Schedule a call with the experts at Compass to learn how Compass can streamline your business.

FAQs

1. What are SDR comp plans?

An SDR comp plan lays out Sales Development Representatives' commission, incentives, and pay scale. It uses performance rewards to inspire SDRs.

2. What does OTE mean in terms of SDR pay?

The total remuneration that SDRs can expect if they fulfill all of their performance goals is known as On-Target Earnings (OTE). It usually consists of base pay plus commission.

3. How is the SDR commission calculated?

Indicators like scheduled meetings or qualifying leads frequently determine commission for SDRs. One popular formula that adds to the variable pay is to award a commission rate on each qualified lead or meeting.

4. What proportion of base salary should make up SDR compensation?

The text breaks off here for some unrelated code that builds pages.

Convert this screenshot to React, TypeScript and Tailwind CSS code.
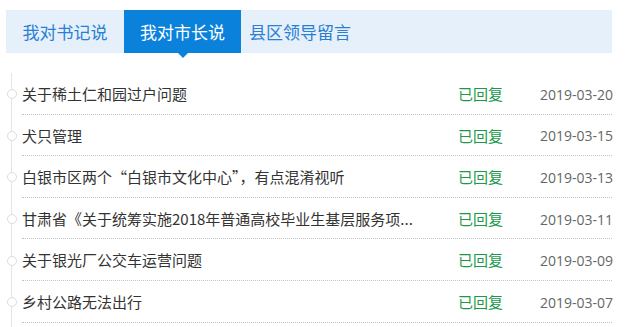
import React from "react";

const rows = [
  { t: "关于稀土仁和园过户问题", d: "2019-03-20" },
  { t: "犬只管理", d: "2019-03-15" },
  { t: "白银市区两个“白银市文化中心”，有点混淆视听", d: "2019-03-13" },
  { t: "甘肃省《关于统筹实施2018年普通高校毕业生基层服务项...", d: "2019-03-11" },
  { t: "关于银光厂公交车运营问题", d: "2019-03-09" },
  { t: "乡村公路无法出行", d: "2019-03-07" },
];

export default function App() {
  return (
    <div
      className="w-[640px] h-[327px] bg-white overflow-hidden"
      style={{ fontFamily: '"Noto Sans CJK SC", "Noto Sans", sans-serif' }}
    >
      <div className="pt-[10px] pl-[6px] w-[612px]">
        <div className="flex h-[43px] bg-[#e6f0fa] text-[17px]">
          <div className="w-[118px] flex items-center justify-center text-[#2a7fd4]">我对书记说</div>
          <div className="relative w-[117px] flex items-center justify-center bg-[#0a82dc] text-white">
            我对市长说
            <div className="absolute left-1/2 -translate-x-1/2 top-full w-0 h-0 border-l-[5px] border-r-[5px] border-t-[5px] border-l-transparent border-r-transparent border-t-[#0a82dc]" />
          </div>
          <div className="pl-[8px] flex items-center text-[#2a7fd4]">县区领导留言</div>
        </div>
      </div>
      <div className="relative mt-[20px] ml-[11px] w-[601px] border-l border-[#e5e5e5] pb-[40px]">
        {rows.map((r, i) => (
          <div key={i} className="relative flex items-center h-[41.6px] ml-[10px] border-b border-dotted border-[#c4c4c4] text-[15px] pt-[2px]">
            <div className="absolute left-[-15px] top-1/2 -translate-y-1/2 mt-[1px] w-[10px] h-[10px] rounded-full bg-white border border-[#dddddd]" />
            <div className="flex-1 text-[#333333] truncate">{r.t}</div>
            <div className="w-[82px] text-[#1a9a4a]">已回复</div>
            <div className="text-[#666666] text-[14px] w-[72px] text-right whitespace-nowrap" style={{ fontFamily: '"Open Sans", "Noto Sans", sans-serif' }}>{r.d}</div>
          </div>
        ))}
      </div>
    </div>
  );
}
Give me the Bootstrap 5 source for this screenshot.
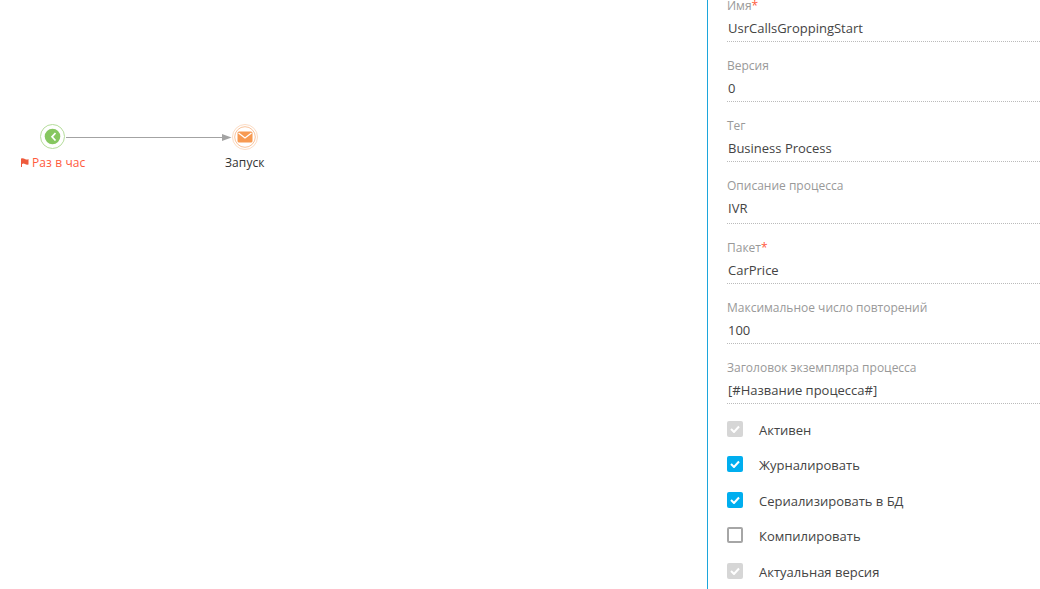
<!doctype html>
<html lang="ru"><head><meta charset="utf-8"><title>Процесс</title>
<link href="https://cdn.jsdelivr.net/npm/bootstrap@5.3.0/dist/css/bootstrap.min.css" rel="stylesheet">
<style>
html,body{height:589px;overflow:hidden;background:#fff;font-family:"Open Sans",sans-serif}
.shell{height:589px}
.canvas-area{width:707px;position:relative}
.panel-side{width:333px;border-left:1px solid #1ca6dc;padding-left:19px;overflow:hidden}
.panel-in{margin-top:-3px}
.fld{height:60px}
.fld.tall{height:62px}
.fld.tail{height:53.7px}
.fld-label{font-size:12px;line-height:17px;color:#999;height:17px;display:block;margin:0}
.fld-label i{font-style:normal;color:#ff5a3c}
.fld-value{font-size:13px;line-height:18px;color:#444;padding:5px 0 4px 1px;border-bottom:1px dotted #bbb;height:28px}
.tall .fld-value{height:30px}
.chk-row{height:35.5px;font-size:13px;color:#444}
.box{width:16px;height:16px;border-radius:2px;flex:none;margin-right:16px;margin-bottom:3.4px;display:flex;align-items:center;justify-content:center}
.box.on{background:#00aeef}
.box.dis{background:#d6d6d6}
.box.off{border:2px solid #a6a6a6;background:#fff}
.node{position:absolute}
.node-label{position:absolute;font-size:12px;line-height:16px;white-space:nowrap;letter-spacing:.1px}
.lbl-red{color:#ff5a3c;left:32px;top:155px}
.lbl-dark{color:#333;left:225px;top:155px}
.flag{position:absolute;left:20px;top:157px}
</style></head><body>
<div class="d-flex shell">
 <div class="canvas-area">
  <svg class="node" style="left:0;top:0" width="300" height="180">
   <circle cx="52.500" cy="136.500" r="12" fill="#fff" stroke="#b5dd9b" stroke-width="1"/>
   <circle cx="52.500" cy="136.500" r="7.800" fill="#86c760"/>
   <path d="M55.500 133 L52 136.800 L55.500 140.500" fill="none" stroke="#fff" stroke-width="1.700"/>
   <line x1="66" y1="137.500" x2="223" y2="137.500" stroke="#a3a3a3" stroke-width="1"/>
   <path d="M222 134 L231.500 137.500 L222 141Z" fill="#a3a3a3"/>
   <circle cx="245" cy="137" r="12.500" fill="#fff" stroke="#fcdcc4" stroke-width="1"/>
   <circle cx="245" cy="137" r="10.300" fill="#fff" stroke="#fac49c" stroke-width="1"/>
   <rect x="237.500" y="131.500" width="15" height="11" rx="1.500" fill="#f79a52"/>
   <path d="M238.500 133 L245 138 L251.500 133" fill="none" stroke="#fff" stroke-width="1.300"/>
  </svg>
  <svg class="flag" width="10" height="12"><path d="M1 1.500Q3 1 5 2T8.500 2V7.500Q6.500 8 5 7T2 7V10H1Z" fill="#ee5a3c"/></svg>
  <span class="node-label lbl-red">Раз в час</span>
  <span class="node-label lbl-dark">Запуск</span>
 </div>
 <div class="panel-side">
  <div class="panel-in">
   <div class="fld"><label class="fld-label">Имя<i>*</i></label><div class="fld-value">UsrCallsGroppingStart</div></div>
   <div class="fld"><label class="fld-label">Версия</label><div class="fld-value">0</div></div>
   <div class="fld"><label class="fld-label">Тег</label><div class="fld-value">Business Process</div></div>
   <div class="fld tall"><label class="fld-label">Описание процесса</label><div class="fld-value">IVR</div></div>
   <div class="fld"><label class="fld-label">Пакет<i>*</i></label><div class="fld-value">CarPrice</div></div>
   <div class="fld"><label class="fld-label">Максимальное число повторений</label><div class="fld-value">100</div></div>
   <div class="fld tail"><label class="fld-label">Заголовок экземпляра процесса</label><div class="fld-value">[#Название процесса#]</div></div>
   <div class="chk-row d-flex align-items-center"><span class="box dis"><svg width="10" height="8"><path d="M1 4L4 7L9 1.500" fill="none" stroke="#fff" stroke-width="2"/></svg></span>Активен</div>
   <div class="chk-row d-flex align-items-center"><span class="box on"><svg width="10" height="8"><path d="M1 4L4 7L9 1.500" fill="none" stroke="#fff" stroke-width="2"/></svg></span>Журналировать</div>
   <div class="chk-row d-flex align-items-center"><span class="box on"><svg width="10" height="8"><path d="M1 4L4 7L9 1.500" fill="none" stroke="#fff" stroke-width="2"/></svg></span>Сериализировать в БД</div>
   <div class="chk-row d-flex align-items-center"><span class="box off"></span>Компилировать</div>
   <div class="chk-row d-flex align-items-center"><span class="box dis"><svg width="10" height="8"><path d="M1 4L4 7L9 1.500" fill="none" stroke="#fff" stroke-width="2"/></svg></span>Актуальная версия</div>
  </div>
 </div>
</div>
</body></html>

In an average SDR compensation plan, base pay makes up 60–70% of total wages, with variable pay based on performance accounting for the remaining 30–40%.

5. Which performance indicators are most important for SDRs?

The creation of qualified opportunities, scheduled meetings, lead response times, and pipeline generation are important indicators for SDRs.

6. What distinguishes variable pay from the SDR base salary?

While variable pay, also known as commission, is based on predetermined performance measures like leads generated or meetings scheduled, base income is a set sum that SDRs earn regardless of their performance.